The COW mechanism provides several advantages:
- It minimizes memory consumption during process creation, allowing more efficient use of system resources. Thus, it enhances performance by reducing memory copying time.
- It improves system stability by isolating memory modifications, preventing one process from affecting another.
- Each process maintains its own memory space as it continues to run. One process’s modifications don’t affect the memory of other processes.
Importantly, if the processes can’t perform memory modification due to inadequate system resources or other exceptions, the operating system will create an entire copy of the memory page. As a result, memory modifications can still be accommodated, but with increased memory utilization.
The fork system call elevates the copy-on-write mechanism to optimize memory usage and performance during process creation. By sharing memory pages between parent and child processes and creating private copies only when modifications occur, COW minimizes duplication and improves system efficiency and stability.
Memory isolation ensures data integrity and prevents unanticipated side effects.
4. Interprocess Communication (IPC)
Upon creating a child process, the fork system call establishes an interprocess communication link between the parent and child. The child process establishes a hierarchical relationship with the parent process.
The link established through forking enables communication directly between the processes. The parent can pass information to the child process using command-line arguments or environment variables during process execution. The child can also inherit open file descriptors from the parent, allowing them to communicate through shared files or sockets.
Forking allows the use of various IPC mechanisms to facilitate communication between processes. Let’s look at some of the commonly used IPC mechanisms.
The parent and child processes can communicate by writing data to one end of a pipe and reading it from the other. The parent process must create a pipe before forking the child process.
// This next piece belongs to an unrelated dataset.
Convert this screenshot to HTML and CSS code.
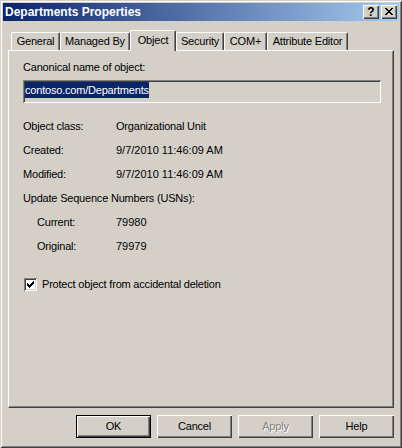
FILE: index.html
```html
<!DOCTYPE html>
<html>
<head>
<meta charset="utf-8">
<title>Departments Properties</title>
<link rel="stylesheet" href="styles.css">
</head>
<body>
<div class="window">
  <div class="titlebar">
    <span class="title">Departments Properties</span>
    <div class="caption-buttons">
      <div class="cap-btn cap-help">?</div>
      <div class="cap-btn cap-close">
        <svg width="8" height="7" viewBox="0 0 8 7" shape-rendering="crispEdges">
          <path d="M0 0h2v1h-2z M6 0h2v1h-2z M1 1h2v1h-2z M5 1h2v1h-2z M2 2h4v1h-4z M3 3h2v1h-2z M2 4h4v1h-4z M1 5h2v1h-2z M5 5h2v1h-2z M0 6h2v1h-2z M6 6h2v1h-2z" fill="#000"/>
        </svg>
      </div>
    </div>
  </div>

  <div class="tabs">
    <div class="tab tab-general">General</div>
    <div class="tab tab-managed">Managed By</div>
    <div class="tab tab-object active">Object</div>
    <div class="tab tab-security">Security</div>
    <div class="tab tab-com">COM+</div>
    <div class="tab tab-attr">Attribute Editor</div>
  </div>

  <div class="panel">
    <div class="label">Canonical name of object:</div>
    <div class="field"><span class="sel">contoso.com/Departments</span></div>

    <div class="props">
      <div class="prop"><span class="k">Object class:</span><span class="v">Organizational Unit</span></div>
      <div class="prop"><span class="k">Created:</span><span class="v num">9/7/2010 11:46:09 AM</span></div>
      <div class="prop"><span class="k">Modified:</span><span class="v num">9/7/2010 11:46:09 AM</span></div>
      <div class="prop"><span class="k-wide">Update Sequence Numbers (USNs):</span></div>
      <div class="prop indent"><span class="k">Current:</span><span class="v num">79980</span></div>
      <div class="prop indent"><span class="k">Original:</span><span class="v num">79979</span></div>
    </div>

    <div class="check-row">
      <span class="checkbox">
        <svg width="7" height="7" viewBox="0 0 7 7" shape-rendering="crispEdges">
          <path d="M6 0h1v3h-1z M5 1h1v3h-1z M4 2h1v3h-1z M3 3h1v3h-1z M2 4h1v3h-1z M1 3h1v3h-1z M0 2h1v3h-1z" fill="#000"/>
        </svg>
      </span>
      <span class="check-label">Protect object from accidental deletion</span>
    </div>
  </div>

  <div class="buttons">
    <div class="btn default">OK</div>
    <div class="btn">Cancel</div>
    <div class="btn disabled">Apply</div>
    <div class="btn">Help</div>
  </div>
</div>
</body>
</html>
```

FILE: styles.css
```css
html, body {
  margin: 0;
  padding: 0;
  background: #d4d0c8;
}

body {
  font-family: "Liberation Sans", Arial, sans-serif;
  font-size: 11px;
  letter-spacing: -0.2px;
  color: #000;
}

.window {
  width: 402px;
  height: 448px;
  box-sizing: border-box;
  padding: 3px 3px 10px 3px;
  background: #d4d0c8;
  box-shadow: inset 1px 1px #d4d0c8, inset -1px -1px #404040,
              inset 2px 2px #ffffff, inset -2px -2px #808080;
  display: flex;
  flex-direction: column;
}

/* Title bar */
.titlebar {
  height: 18px;
  flex-shrink: 0;
  display: flex;
  align-items: center;
  padding-left: 2px;
  background: linear-gradient(to right, #0a246a, #a6caf0);
  color: #fff;
}

.title {
  font-weight: bold;
  font-size: 12px;
  line-height: 14px;
  letter-spacing: 0;
}

.caption-buttons {
  margin-left: auto;
  margin-right: 2px;
  display: flex;
  gap: 2px;
}

.cap-btn {
  width: 16px;
  height: 14px;
  box-sizing: border-box;
  background: #d4d0c8;
  box-shadow: inset 1px 1px #ffffff, inset -1px -1px #404040,
              inset -2px -2px #808080;
  display: flex;
  align-items: center;
  justify-content: center;
  color: #000;
}

.cap-help {
  font-weight: bold;
  font-size: 12px;
  line-height: 12px;
  padding-bottom: 1px;
  letter-spacing: 0;
}

.cap-close svg {
  display: block;
  margin-left: -1px;
  margin-top: -1px;
}

/* Tabs */
.tabs {
  margin-top: 9px;
  height: 21px;
  margin-bottom: -1px;
  padding-left: 8px;
  display: flex;
  align-items: flex-start;
  position: relative;
  z-index: 1;
  flex-shrink: 0;
}

.tab {
  box-sizing: border-box;
  height: 18px;
  margin-top: 2px;
  border-top: 1px solid #fff;
  border-left: 1px solid #fff;
  border-right: 1px solid #404040;
  border-radius: 2px 2px 0 0;
  box-shadow: inset -1px 0 #808080;
  background: #d4d0c8;
  display: flex;
  align-items: center;
  justify-content: center;
  line-height: 13px;
  white-space: nowrap;
}

.tab.active {
  height: 21px;
  margin-top: 0;
  padding-bottom: 2px;
}

.tab-general { width: 49px; }
.tab-managed { width: 70px; }
.tab-object { width: 46px; }
.tab-security { width: 48px; }
.tab-com { width: 43px; }
.tab-attr { width: 81px; }

/* Panel */
.panel {
  flex: 1;
  margin: 0 5px;
  box-sizing: border-box;
  border-top: 1px solid #fff;
  border-left: 1px solid #fff;
  border-right: 1px solid #404040;
  border-bottom: 1px solid #404040;
  box-shadow: inset -1px -1px #808080;
  padding: 10px 0 0 14px;
}

.label {
  line-height: 13px;
}

.field {
  margin-top: 6px;
  width: 358px;
  height: 23px;
  box-sizing: border-box;
  padding: 2px 0 0 2px;
  box-shadow: inset 1px 1px #808080, inset -1px -1px #ffffff,
              inset 2px 2px #404040, inset -2px -2px #d4d0c8;
  display: flex;
  align-items: flex-start;
}

.sel {
  background: #0a246a;
  color: #fff;
  line-height: 16px;
}

.props {
  margin-top: 17px;
  display: flex;
  flex-direction: column;
  gap: 11px;
}

.prop {
  display: flex;
  line-height: 13px;
  white-space: nowrap;
}

.k {
  width: 93px;
  flex-shrink: 0;
}

.num {
  letter-spacing: 0;
}

.prop.indent {
  padding-left: 14px;
}

.prop.indent .k {
  width: 79px;
}

.check-row {
  margin-top: 25px;
  display: flex;
  align-items: center;
  line-height: 13px;
}

.checkbox {
  width: 13px;
  height: 13px;
  box-sizing: border-box;
  background: #fff;
  box-shadow: inset 1px 1px #808080, inset -1px -1px #ffffff,
              inset 2px 2px #404040, inset -2px -2px #d4d0c8;
  display: flex;
  align-items: center;
  justify-content: center;
  margin-left: 1px;
  margin-right: 5px;
}

.checkbox svg {
  display: block;
}

/* Buttons */
.buttons {
  margin-top: 7px;
  height: 23px;
  flex-shrink: 0;
  display: flex;
  justify-content: flex-end;
  gap: 6px;
  padding-right: 5px;
}

.btn {
  width: 75px;
  height: 23px;
  box-sizing: border-box;
  background: #d4d0c8;
  box-shadow: inset 1px 1px #ffffff, inset -1px -1px #404040,
              inset -2px -2px #808080;
  display: flex;
  align-items: center;
  justify-content: center;
  line-height: 13px;
}

.btn.default {
  box-shadow: inset 0 0 0 1px #000, inset 2px 2px #ffffff,
              inset -2px -2px #404040, inset -3px -3px #808080;
}

.btn.disabled {
  color: #808080;
  text-shadow: 1px 1px #ffffff;
}
```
As a result of shared memory, multiple processes can access the same region of memory simultaneously. Parents and children can read and write data to a shared memory area by allocating shared memory before forking.
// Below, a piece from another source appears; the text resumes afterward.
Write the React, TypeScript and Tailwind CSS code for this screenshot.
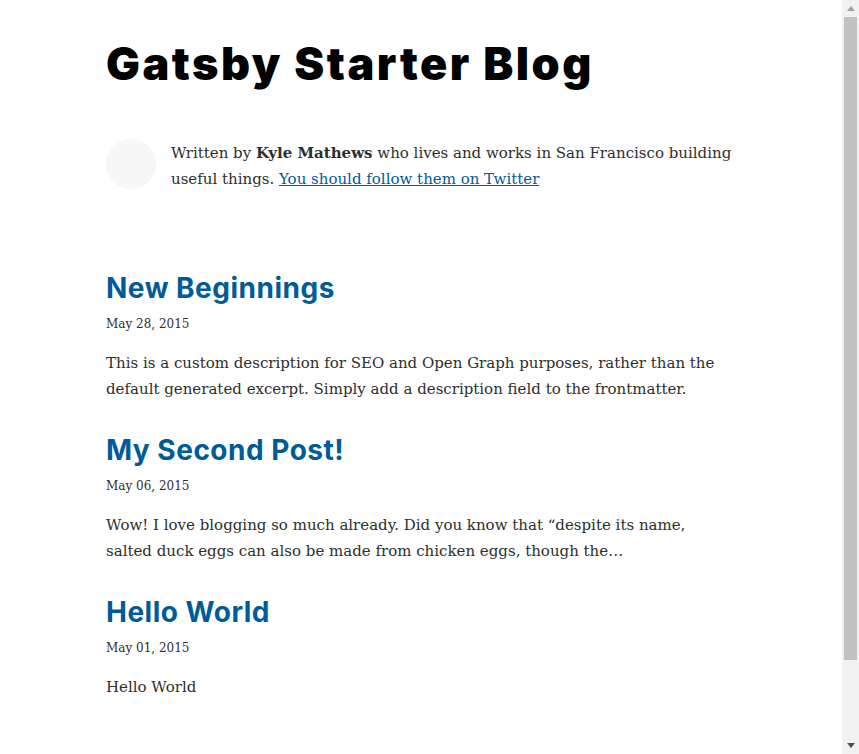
const posts = [
  {
    title: "New Beginnings",
    date: "May 28, 2015",
    excerpt:
      "This is a custom description for SEO and Open Graph purposes, rather than the default generated excerpt. Simply add a description field to the frontmatter.",
  },
  {
    title: "My Second Post!",
    date: "May 06, 2015",
    excerpt:
      "Wow! I love blogging so much already. Did you know that \u201cdespite its name, salted duck eggs can also be made from chicken eggs, though the\u2026",
  },
  {
    title: "Hello World",
    date: "May 01, 2015",
    excerpt: "Hello World",
  },
];

const Scrollbar = () => (
  <div className="w-[17px] flex-shrink-0 bg-[#f1f1f1] flex flex-col items-center">
    <div className="h-[17px] w-full flex items-center justify-center">
      <svg width="8" height="5" viewBox="0 0 8 5">
        <path d="M0 5 L4 0 L8 5 Z" fill="#a3a3a3" />
      </svg>
    </div>
    <div className="w-[13px] h-[643px] bg-[#c1c1c1]" />
    <div className="flex-1" />
    <div className="h-[17px] w-full flex items-center justify-center">
      <svg width="8" height="5" viewBox="0 0 8 5">
        <path d="M0 0 L8 0 L4 5 Z" fill="#505050" />
      </svg>
    </div>
  </div>
);

const App = () => {
  return (
    <div className="h-[754px] flex overflow-hidden bg-white text-[#2e2e2e] font-['DejaVu_Serif',serif]">
      <div className="flex-1 min-w-0">
        <div className="mx-auto max-w-[672px] px-[21px] pt-[40px]">
          {/* Header */}
          <h1 className="font-['Inter',sans-serif] font-black text-[45px] leading-[48px] tracking-[2.5px] text-black">
            Gatsby Starter Blog
          </h1>

          {/* Bio */}
          <div className="flex mt-[51px]">
            <div className="w-[50px] h-[50px] rounded-full bg-[#f7f7f7] mr-[15px] flex-shrink-0" />
            <p className="mt-[1px] text-[15px] leading-[26px]">
              Written by <strong>Kyle Mathews</strong> who lives and works in San
              Francisco building useful things.{" "}
              <a href="#" className="text-[#005b99] underline">
                You should follow them on Twitter
              </a>
            </p>
          </div>

          {/* Posts */}
          <div className="mt-[78px]">
            {posts.map((post) => (
              <article key={post.title} className="mb-[30px]">
                <h3 className="font-['Inter',sans-serif] font-bold text-[28px] leading-[36px] tracking-[0.5px] text-[#005b99]">
                  <a href="#">{post.title}</a>
                </h3>
                <small className="block mt-[8px] text-[12px] leading-[20px]">
                  {post.date}
                </small>
                <p className="mt-[16px] text-[15px] leading-[26px]">
                  {post.excerpt}
                </p>
              </article>
            ))}
          </div>
        </div>
      </div>
      <Scrollbar />
    </div>
  );
};

export default App;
Forking allows the parent process to send signals to the child process and vice versa, providing event-driven interprocess communication.
Message queues allow asynchronous communication between processes. By creating a message queue before forking, processes can send and receive messages through the queue, allowing for reliable and orderly communication.
Forking facilitates coordination and synchronization between processes. For example, a parent process can fork multiple child processes to parallelize tasks, and through IPC mechanisms, it can assign specific workloads to each child process. Through primitives like wait, waitpid, or semaphores, the parent can wait for the child to complete their tasks or collect their results.
Additionally, forking introduces process groups and session identifiers. For the parent process to communicate and control related processes, a new process group and session ID can be created when the fork system call is issued. This grouping allows signaling, terminal management, and other interprocess communication and control within the process group or session.
The parent-child relationship enables the utilization of various IPC mechanisms such as pipes, shared memory, signals, and message queues. The parent and child processes can communicate directly, share resources like file descriptors, and coordinate their actions, facilitating efficient interprocess communication and collaboration.
5. Parallel Execution and Multithreading
Forking enables multiple processes to run simultaneously, enabling parallel processing. As a result, multiple processes execute tasks simultaneously. The child processes inherit their parent processes’ code, data, and resources when they fork.
Parallel execution significantly boosts overall performance and reduces execution time by dividing complex computations among multiple processes. Each process can focus on a specific part of the workload using CPU cores and system resources.
The parent process can distribute workloads among several child processes based on a predefined strategy. As a result, it maximizes resource utilization and minimizes execution time.
Additionally, forking enables multithreading. In a multi-threaded environment, a process can create multiple execution threads, each with a stack of its own but sharing the same memory space. After forking, the parent process can create additional threads, expanding its execution capacities. These threads can run concurrently and perform different tasks simultaneously, enhancing process efficiency and responsiveness.
Processes created by fork utilize parallel execution (multiple processes) and multithreading (various threads within a process). Complex tasks are divided efficiently and executed in a highly parallelized manner. This fully utilizes hardware resources. For example, to achieve higher performance, the parent process can create multiple child processes with numerous threads, creating a hierarchical parallel and threaded execution model.
With proper coordination and communication mechanisms, parallel execution and multithreading can significantly improve performance and resource utilization in Linux systems.
In this article, we’ve looked at the reasons fork is used to create processes. Apart from process creation, forking also enables proper resource utilization, process hierarchy establishment, communication between processes, parallel execution, multithreading, and control flow.
As a result of forking, Linux systems are able to achieve efficient multitasking, resource isolation, improved performance, and enhanced system stability. Users, developers, and administrators striving to maximize Linux systems’ potential must understand and use fork.